----- Data segment -----

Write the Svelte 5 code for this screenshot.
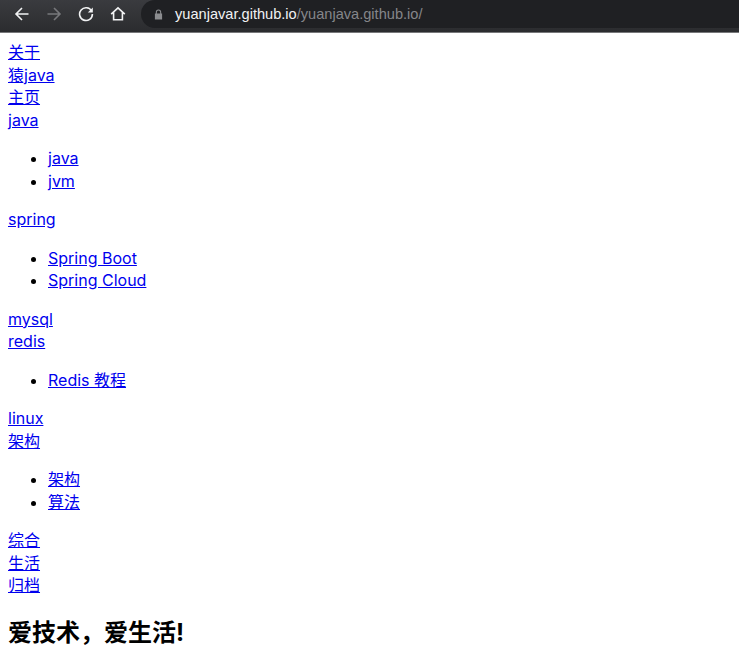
<script>
  const menu = [
    { label: '关于' },
    { label: '猿java' },
    { label: '主页' },
    { label: 'java', children: ['java', 'jvm'] },
    { label: 'spring', children: ['Spring Boot', 'Spring Cloud'] },
    { label: 'mysql' },
    { label: 'redis', children: ['Redis 教程'] },
    { label: 'linux' },
    { label: '架构', children: ['架构', '算法'] },
    { label: '综合' },
    { label: '生活' },
    { label: '归档' }
  ]
</script>

<header class="toolbar">
  <svg class="icon" viewBox="0 0 16 16" aria-hidden="true">
    <path d="M14.5 8H2.200M8 2 2 8l6 6" />
  </svg>
  <svg class="icon dim" viewBox="0 0 16 16" aria-hidden="true">
    <path d="M1.500 8h12.300M8 2l6 6-6 6" />
  </svg>
  <svg class="icon" viewBox="0 0 16 16" aria-hidden="true">
    <path d="M13.600 5A6.400 6.400 0 1 0 14.400 8" />
    <path class="solid" d="M14.800 1.400v5h-5z" />
  </svg>
  <svg class="icon" viewBox="0 0 16 16" aria-hidden="true">
    <path d="M1.200 8.200 8 1.800l6.800 6.400M3.600 6.600v7.200h8.800V6.600" />
  </svg>
  <div class="address">
    <svg class="lock" viewBox="0 0 10 12" aria-hidden="true">
      <path d="M1 5h1V3.400a3 3 0 0 1 6 0V5h1v6.500H1zM3.200 5h3.600V3.400a1.800 1.800 0 0 0-3.600 0z" />
    </svg>
    <span class="url"><span class="host">yuanjavar.github.io</span>/yuanjava.github.io/</span>
  </div>
</header>

<main>
  <nav>
    {#each menu as item}
      <div><a href="#top">{item.label}</a></div>
      {#if item.children}
        <ul>
          {#each item.children as child}
            <li><a href="#top">{child}</a></li>
          {/each}
        </ul>
      {/if}
    {/each}
  </nav>
  <h1>爱技术，爱生活!</h1>
</main>

<style>
  :global(body) {
    background: #fff;
    overflow: hidden;
  }

  .toolbar {
    display: flex;
    align-items: center;
    height: 32px;
    padding-left: 14px;
    background: linear-gradient(#3a3b3f, #2b2c2f);
    border-bottom: 1px solid #77787a;
  }
  .icon {
    width: 16px;
    height: 16px;
    margin-right: 16px;
    flex: none;
    margin-top: -4px;
  }
  .icon path {
    fill: none;
    stroke: #f1f2f3;
    stroke-width: 1.6;
  }
  .icon path.solid {
    fill: #f1f2f3;
    stroke: none;
  }
  .icon.dim path {
    stroke: #77787b;
  }
  .address {
    display: flex;
    align-items: center;
    flex: 1;
    height: 28px;
    margin-left: -1px;
    margin-top: -4px;
    padding-left: 13px;
    background: #1f2023;
    border-radius: 14px 0 0 14px;
  }
  .lock {
    width: 9px;
    height: 11px;
    margin-right: 12px;
  }
  .lock path {
    fill: #8b8c8f;
    fill-rule: evenodd;
  }
  .url {
    font: 14.6px "Liberation Sans", sans-serif;
    color: #85868a;
  }
  .host {
    color: #f1f2f3;
  }

  main {
    padding: 8px 8px 0;
    font: 16px/22.5px "Inter", "Noto Sans CJK SC", sans-serif;
    color: #000;
  }
  a {
    color: #0000ee;
    text-decoration: underline;
  }
  ul {
    margin: 16px 0;
    padding-left: 40px;
  }
  h1 {
    margin: 19px 0 0;
    font-size: 24px;
    line-height: 34px;
    font-weight: 700;
  }
</style>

-----

• Stated goal:
Return the material exactly as given, apart from the pictures.

• Answer in full:
Write the Svelte 5 code for this screenshot.
<script>
  const menu = [
    { label: '关于' },
    { label: '猿java' },
    { label: '主页' },
    { label: 'java', children: ['java', 'jvm'] },
    { label: 'spring', children: ['Spring Boot', 'Spring Cloud'] },
    { label: 'mysql' },
    { label: 'redis', children: ['Redis 教程'] },
    { label: 'linux' },
    { label: '架构', children: ['架构', '算法'] },
    { label: '综合' },
    { label: '生活' },
    { label: '归档' }
  ]
</script>

<header class="toolbar">
  <svg class="icon" viewBox="0 0 16 16" aria-hidden="true">
    <path d="M14.5 8H2.200M8 2 2 8l6 6" />
  </svg>
  <svg class="icon dim" viewBox="0 0 16 16" aria-hidden="true">
    <path d="M1.500 8h12.300M8 2l6 6-6 6" />
  </svg>
  <svg class="icon" viewBox="0 0 16 16" aria-hidden="true">
    <path d="M13.600 5A6.400 6.400 0 1 0 14.400 8" />
    <path class="solid" d="M14.800 1.400v5h-5z" />
  </svg>
  <svg class="icon" viewBox="0 0 16 16" aria-hidden="true">
    <path d="M1.200 8.200 8 1.800l6.800 6.400M3.600 6.600v7.200h8.800V6.600" />
  </svg>
  <div class="address">
    <svg class="lock" viewBox="0 0 10 12" aria-hidden="true">
      <path d="M1 5h1V3.400a3 3 0 0 1 6 0V5h1v6.500H1zM3.200 5h3.600V3.400a1.800 1.800 0 0 0-3.600 0z" />
    </svg>
    <span class="url"><span class="host">yuanjavar.github.io</span>/yuanjava.github.io/</span>
  </div>
</header>

<main>
  <nav>
    {#each menu as item}
      <div><a href="#top">{item.label}</a></div>
      {#if item.children}
        <ul>
          {#each item.children as child}
            <li><a href="#top">{child}</a></li>
          {/each}
        </ul>
      {/if}
    {/each}
  </nav>
  <h1>爱技术，爱生活!</h1>
</main>

<style>
  :global(body) {
    background: #fff;
    overflow: hidden;
  }

  .toolbar {
    display: flex;
    align-items: center;
    height: 32px;
    padding-left: 14px;
    background: linear-gradient(#3a3b3f, #2b2c2f);
    border-bottom: 1px solid #77787a;
  }
  .icon {
    width: 16px;
    height: 16px;
    margin-right: 16px;
    flex: none;
    margin-top: -4px;
  }
  .icon path {
    fill: none;
    stroke: #f1f2f3;
    stroke-width: 1.6;
  }
  .icon path.solid {
    fill: #f1f2f3;
    stroke: none;
  }
  .icon.dim path {
    stroke: #77787b;
  }
  .address {
    display: flex;
    align-items: center;
    flex: 1;
    height: 28px;
    margin-left: -1px;
    margin-top: -4px;
    padding-left: 13px;
    background: #1f2023;
    border-radius: 14px 0 0 14px;
  }
  .lock {
    width: 9px;
    height: 11px;
    margin-right: 12px;
  }
  .lock path {
    fill: #8b8c8f;
    fill-rule: evenodd;
  }
  .url {
    font: 14.6px "Liberation Sans", sans-serif;
    color: #85868a;
  }
  .host {
    color: #f1f2f3;
  }

  main {
    padding: 8px 8px 0;
    font: 16px/22.5px "Inter", "Noto Sans CJK SC", sans-serif;
    color: #000;
  }
  a {
    color: #0000ee;
    text-decoration: underline;
  }
  ul {
    margin: 16px 0;
    padding-left: 40px;
  }
  h1 {
    margin: 19px 0 0;
    font-size: 24px;
    line-height: 34px;
    font-weight: 700;
  }
</style>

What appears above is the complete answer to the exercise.